Nouveau Mexique, 1955 - Crédit photo : Robert Frank
Le voyage de Robert Frank à travers l’Amérique
En 1955, Robert Frank entreprend un voyage de trois ans à travers les États-Unis, armé de sa caméra et d’une vision unique du monde. Ce périple, qui l’emmène des centres urbains aux régions rurales, lui permet d’explorer la diversité culturelle du pays. Chaque cliché qu’il prend est une pièce d’un puzzle plus vaste, illustrant le racisme, l’isolement, et la banalité de la vie quotidienne. Frank capture des moments fugaces, des instants de vérité qui, mis ensemble, révèlent une Amérique éloignée des stéréotypes glamour véhiculés par les médias de l’époque. Ce voyage n’est pas simplement géographique ; c’est une quête introspective qui questionne le sens même de l’identité américaine. Par ses images, Frank ébranle les fondements de ce que l’on considère comme « normal » et « acceptable » dans la société américaine.
Charleston, Caroline du Sud, 1955 - Crédit photo : Robert Frank
Le climat culturel et artistique des années 50
Les années 50 sont également un moment où l’art et la culture se transforment. À une époque où le tableau traditionnel et la photographie de mode dominent, Frank s’aventure hors des sentiers battus. Son approche photographique, empreinte d’un style documentaire, s’oppose à la beauté conformiste et aux récits idéalisés de l’époque. Il s’inspire de la culture populaire, des films, de la musique et des mouvements artistiques contemporains, intégrant ces influences dans son œuvre. Ce climat culturel permet à « The Americans » de sortir des conventions et de bouleverser les normes esthétiques.

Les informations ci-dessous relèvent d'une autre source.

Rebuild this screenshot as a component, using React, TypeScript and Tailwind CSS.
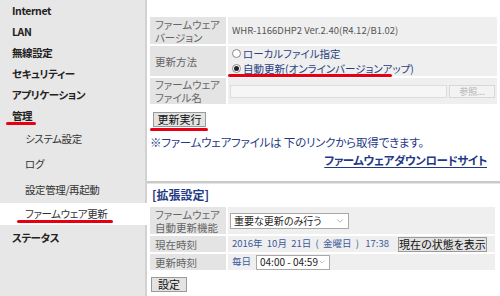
import React from 'react';
import { ChevronDown } from 'lucide-react';

const font = "font-['Noto_Sans_CJK_JP','Noto_Sans',sans-serif] [font-feature-settings:'palt']";

type NavItem = { label: string; sub?: boolean; active?: boolean; marked?: boolean; h: string };

const navItems: NavItem[] = [
  { label: 'Internet', h: 'h-[21px]' },
  { label: 'LAN', h: 'h-[21px]' },
  { label: '無線設定', h: 'h-[21px]' },
  { label: 'セキュリティー', h: 'h-[21px]' },
  { label: 'アプリケーション', h: 'h-[21px]' },
  { label: '管理', marked: true, h: 'h-[21px]' },
  { label: 'システム設定', sub: true, h: 'h-[25px]' },
  { label: 'ログ', sub: true, h: 'h-[25px]' },
  { label: '設定管理/再起動', sub: true, h: 'h-[27px]' },
  { label: 'ファームウェア更新', sub: true, active: true, marked: true, h: 'h-[22px]' },
  { label: 'ステータス', h: 'h-[25px]' },
];

const Mark = ({ className }: { className: string }) => (
  <span className={`absolute h-[3px] rounded-full bg-[#e60012] ${className}`} />
);

const Sidebar = () => (
  <aside className="w-[147px] shrink-0 bg-[#e7e7e7] shadow-[inset_-2px_0_0_#d2d2d2]">
    {navItems.map((item) => (
      <div
        key={item.label}
        className={`flex items-center ${item.h} ${item.sub ? 'pl-[25px] font-normal text-[#333]' : 'pl-[12px] font-bold text-[#222]'} ${item.active ? 'bg-white' : ''} text-[10.5px] tracking-[-0.4px]`}
      >
        <span className="relative">
          {item.label}
          {item.marked && (
            <Mark className={item.sub ? '-left-[8px] -right-[6px] top-[14px]' : '-left-[6px] -right-[4px] top-[14px]'} />
          )}
        </span>
      </div>
    ))}
  </aside>
);

const Label = ({ children }: { children: React.ReactNode }) => (
  <div className="flex flex-col justify-center bg-[#e4e4e4] px-[5px] text-[10.5px] leading-[13px] text-[#666]">{children}</div>
);

const Value = ({ children, className = '' }: { children: React.ReactNode; className?: string }) => (
  <div className={`flex items-center bg-[#efefef] pl-[2px] ${className}`}>{children}</div>
);

const Radio = ({ checked, label }: { checked?: boolean; label: string }) => (
  <div className="flex items-center gap-[2px] text-[10.5px] leading-[15px] text-[#2b3f7f]">
    <span className="flex h-[9px] w-[9px] items-center justify-center rounded-full border border-[#8a8a8a] bg-white">
      {checked && <span className="h-[5px] w-[5px] rounded-full bg-[#222]" />}
    </span>
    {label}
  </div>
);

const Btn = ({ children, className = '' }: { children: React.ReactNode; className?: string }) => (
  <button className={`flex items-center justify-center border border-[#9a9a9a] bg-[#e3e3e3] text-[11px] leading-none text-[#111] ${className}`}>
    {children}
  </button>
);

const Select = ({ value, className = '' }: { value: string; className?: string }) => (
  <div className={`flex items-center justify-between border border-[#a9a9a9] bg-white pl-[3px] pr-[3px] text-[10px] leading-none text-[#222] ${className}`}>
    <span>{value}</span>
    <ChevronDown size={10} strokeWidth={1.5} className="text-[#888]" />
  </div>
);

export default function App() {
  return (
    <div className={`flex h-[296px] w-[500px] overflow-hidden whitespace-nowrap bg-white ${font}`}>
      <Sidebar />
      <main className="flex flex-1 flex-col bg-white px-[3px] pt-[17px]">
        <div className="grid grid-cols-[76px_1fr] grid-rows-[27px_30px_26px] gap-[2px]">
          <Label>
            <span>ファームウェア</span>
            <span>バージョン</span>
          </Label>
          <Value className="pl-[4px] text-[9.5px] text-[#555]">WHR-1166DHP2 Ver.2.40(R4.12/B1.02)</Value>
          <Label>
            <span>更新方法</span>
          </Label>
          <Value className="relative flex-col !items-start justify-center pl-[4px]">
            <Radio label="ローカルファイル指定" />
            <Radio checked label="自動更新(オンラインバージョンアップ)" />
            <Mark className="left-[0px] w-[164px] top-[28px]" />
          </Value>
          <Label>
            <span>ファームウェア</span>
            <span>ファイル名</span>
          </Label>
          <Value className="gap-[2px] pr-[2px]">
            <div className="h-[13px] flex-1 border border-[#dcdcdc] bg-[#f6f6f6]" />
            <div className="flex h-[13px] w-[46px] items-center justify-center border border-[#d8d8d8] bg-[#f3f3f3] text-[9px] leading-none text-[#b0b0b0]">
              参照...
            </div>
          </Value>
        </div>

        <div className="relative mt-[8px] w-fit">
          <Btn className="ml-[3px] h-[15px] w-[53px]">更新実行</Btn>
          <Mark className="left-0 w-[58px] top-[16px]" />
        </div>

        <p className="mt-[8px] text-[11.5px] leading-[14px] tracking-[-0.2px] text-[#1f3a84]">
          ※ファームウェアファイルは 下のリンクから取得できます。
        </p>
        <div className="mt-[4px] flex justify-end pr-[10px]">
          <a className="text-[11.5px] font-bold leading-[14px] tracking-[-0.4px] text-[#1f3a84] underline underline-offset-2">
            ファームウェアダウンロードサイト
          </a>
        </div>

        <div className="-mx-[3px] mt-[14px] h-[2px] bg-[#c9c9c9] shadow-[0_1px_0_#e6e6e6]" />

        <div className="ml-[2px] mt-[5px] text-[12px] font-bold leading-[14px] text-[#1f3a84]">[拡張設定]</div>

        <div className="mr-[2px] mt-[5px] grid grid-cols-[76px_1fr] grid-rows-[27px_16px_16px] gap-[2px]">
          <Label>
            <span>ファームウェア</span>
            <span>自動更新機能</span>
          </Label>
          <Value>
            <Select value="重要な更新のみ行う" className="h-[16px] w-[119px]" />
          </Value>
          <Label>
            <span>現在時刻</span>
          </Label>
          <Value className="justify-between pl-[4px] pr-[8px] text-[9.5px] leading-none text-[#3b5b9b]">
            <span>2016年&nbsp;&nbsp;10月&nbsp;&nbsp;21日&nbsp;&nbsp;(&nbsp;&nbsp;金曜日&nbsp;&nbsp;)&nbsp;&nbsp;&nbsp;17:38</span>
            <Btn className="h-[15px] w-[89px]">現在の状態を表示</Btn>
          </Value>
          <Label>
            <span>更新時刻</span>
          </Label>
          <Value className="gap-[5px] pl-[4px] text-[9.5px] leading-none text-[#3b5b9b]">
            <span>毎日</span>
            <Select value="04:00 - 04:59" className="h-[15px] w-[74px]" />
          </Value>
        </div>

        <Btn className="ml-[1px] mt-[7px] h-[15px] w-[36px]">設定</Btn>
      </main>
    </div>
  );
}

En outre, le contexte de la guerre froide et la peur de l’autre rendent sa vision encore plus pertinente, questionnant les idéaux de liberté et d’égalité.
Les photographies de Frank deviennent ainsi un témoignage poignant d’une époque en pleine mutation, touchant à des thèmes universels qui résonnent encore aujourd’hui.
Ascenseur, Miami Beach, 1955 - Crédit photo : Robert Frank
Analyse des thèmes principaux du livre
La quête d’identité américaine
Dans « The Americans », Robert Frank ne se contente pas de capturer des images, il cherche à sonder l’âme de l’Amérique. À travers ses photographies, il met en lumière la quête d’identité de ce pays en pleine mutation. L’Amérique des années 50 est marquée par des changements socio-politiques majeurs, et Frank se fait l’écho des luttes internes des citoyens. Les portraits de personnes isolées, souvent prises au milieu de paysages urbains dévastés ou de scènes de vie quotidienne, symbolisent cette quête d’une identité perdue. Par exemple, l’image emblématique d’une femme regardant par une fenêtre, entourée d’un décor austère, évoque un sentiment de nostalgie et de désespoir, illustrant parfaitement les tensions entre le rêve américain et la réalité brutale vécue par beaucoup.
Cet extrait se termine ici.